Senza regole, niente controlli
In più, i disciplinari di produzione, che sono leggi dello Stato, contengono regole e consentono perciò i controlli da parte degli enti pubblici che li devono fare. Nas, Guardia di Finanza, Carabinieri Forestali, Asl, solo per citarne alcuni. Senza protocolli produttivi, senza regole, i controlli sarebbero impossibili perché mancherebbero le basi sulle quali effettuarli.
Non si tratta solo di tutelare la concorrenza fra produttori, ma anche l’interesse dei consumatori, cosa che in genere non viene considerata abbastanza, a mio avviso. Poi, è vero, molti disciplinari non sono così efficaci, sono sicuramente frutto di compromessi fra gli interessi talvolta confliggenti fra viticoltori e imbottigliatori, hanno maglie troppo larghe od obsolete. Tutto vero, ma, come cantava il grande Sergio Mendes, “mas que nada” (“meglio di niente”).
4 commenti
in due parole , i Consorzi sono stati e sono la rovina dell’Italia del vino, spillano solo soldi per i loro interessi di rimanere a galla, non tutelano, non (possono) controllare e permettono la qualsiasi ai produttori, specie se grandi. I controlli sono fatti UNUCAMENTE da Valor Italia, che sostituisce la RRFF, ma che ha poco personale e poco preparato.
Erik Banti
Considerazioni molto interessanti e condivisibili a partire da un incipit impreciso, dove “Mas que nada” sta per “ma dai”, “ma certo” o “figurati” , almeno in portoghese, lingua madre di Sergio Mendes e titolo de un brano di Jorge Ben Jor, noto cantautore brasiliano.
Esattamente Terry, è volutamente così il titolo. Come nella locandina dell’immagine di apertura.
Piccola la vigna, grande il vino, scriveva Luigi Veronelli.

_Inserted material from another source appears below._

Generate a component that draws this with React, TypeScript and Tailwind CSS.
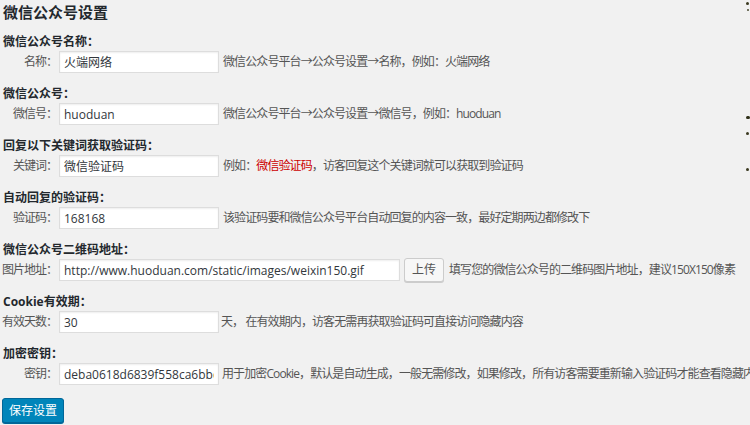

E puntualmente recensiva soprattutto vini da singola Vigna, cru, solatio et similia.
Il legislatore ha introdotto le MGA e le UGA, ulteriore passo avanti.
Certo le rese per ettaro di molto disciplinari andrebbero ridotte, specie uin tempi di magazzini pieni e di siccità.
È vero che il sistema dei controlli non funziona e che sarebbe utile un’autorità apposita di natura pubblicistica, magari regionale secondo la moda attuale.
Concordo pienamente dunque sulla valutazione positiva del sistema delle DOP.
Forse andrebbe meglio precisata la funzione delle IGP, dedicata alla sperimentazione di nuovi modelli più che a indicazioni di provenienza senz’anima.
Tommaso d’Aquino insegnava che è il tempo qualitativo che conta, non il quantitativo.
Chi scrive e la rockstar Madonna sono più o meno dello stesso tempo quantitativo, con riferimento all’anno di nascita, ma non andiamo dallo stesso sarto.
Sarebbe bene che una guida QUALITATIVA come quella che Lei dirige scopasse fuori i vini con i nomi di fantasia.
Con buona pace dei creativi, il nome del vino è quello della sua vigna.
Che usino nomi di fantasia gli imbottigliatori è comprensibile, che lo facciano i vignaioli masochista.